We’re celebrating National Picnic Week, and with the summer stretching out before us, here’s a look at some superb spots to lay down a blanket and crack open the ham sandwiches.
The outdoors campaign runs from 15th to 24th June and aims to promote areas of natural beauty and encourage us to enjoy some great food against beautiful landscapes. Here are some ideas for group travel organisers to choose from:
1. An RHS garden
For the quintessential English country garden experience, the Royal Horticultural Society is offering delicious picnics and cream teas at special rates for groups across its gardens this summer. Picnics In The Garden is an alfresco option for groups until the autumn, providing flexibility to enjoy lunch in your favourite spot at one of the RHS sites. Prices include a range of freshly made sandwiches, homemade cakes and shortbreads, tea, coffee, soft drinks or perhaps a prosecco for a bit of summer fizz.
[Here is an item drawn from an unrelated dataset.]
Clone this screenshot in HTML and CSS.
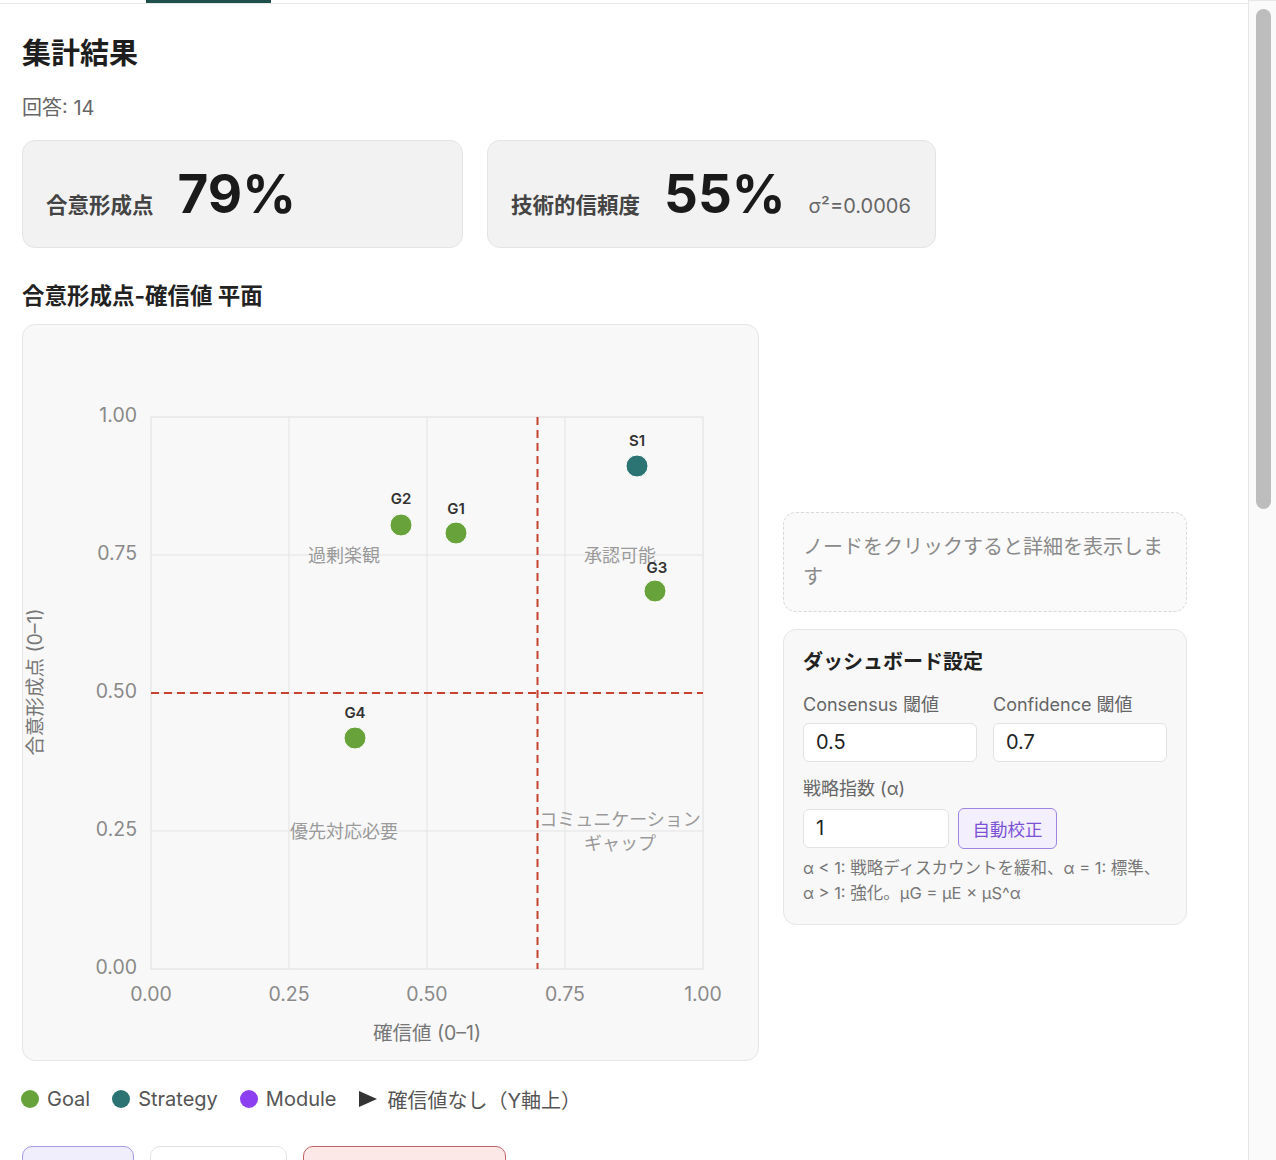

2. Blenheim Palace, Oxfordshire
With over 2000 acres of ‘Capability’ Brown Parkland and beautiful Formal Gardens, there are plenty of excellent spots in which to picnic at Blenheim with your group. The estate says the best location for lunch is just inside of the Woodstock Gates, deemed ‘the finest view in England’ by Lord and Lady Randolph Churchill in 1874. You can enjoy a sweeping view of the palace, Grand Bridge and Queen Pool, taking in the beauty and scale of this World Heritage Site – perhaps with a pork pie in hand.
3. Glyndebourne Festival, Sussex
Running from May to August each year is the Glyndebourne Festival, which offers a programme of operas to be enjoyed while dining al fresco in your fanciest outfits. The scope of the festival is broad and has presented works by a wide range of composers including Monteverdi, Handel, Rossini, Tchaikovsky, Janá?ek, Strauss, Stravinsky, Verdi and Wagner. Groups can enjoy pre-booked picnic hampers stuffed with goods like chicken terrine, crab salad and raspberries and cream.
4. The New Forest National Park
In southern England, the New Forest has plenty of picturesque spots where you can combine lunch with a walk around parts of the National Park. Particular spots of choice might be Bolderwood Deer Sanctuary where a herd of fallow deer can often be spotted in the summer months, and Knightwood Oak – said to be the largest, oldest and most famous oak tree in the whole of the New Forest.
5. Kyoto Gardens in Holland Park, London
Holland Park is a 22-hectare park in west London, which is situated around the ruins of Holland House. The garden is a traditional Japanese garden with tranquil tiered waterfalls and a pond full of koi carp. There are stone lanterns, Japanese maple trees and you might even spot a peacock or two wandering around, adding to the atmosphere. Great for a group picnic, especially if you want to break up a day exploring some of London’s top sites.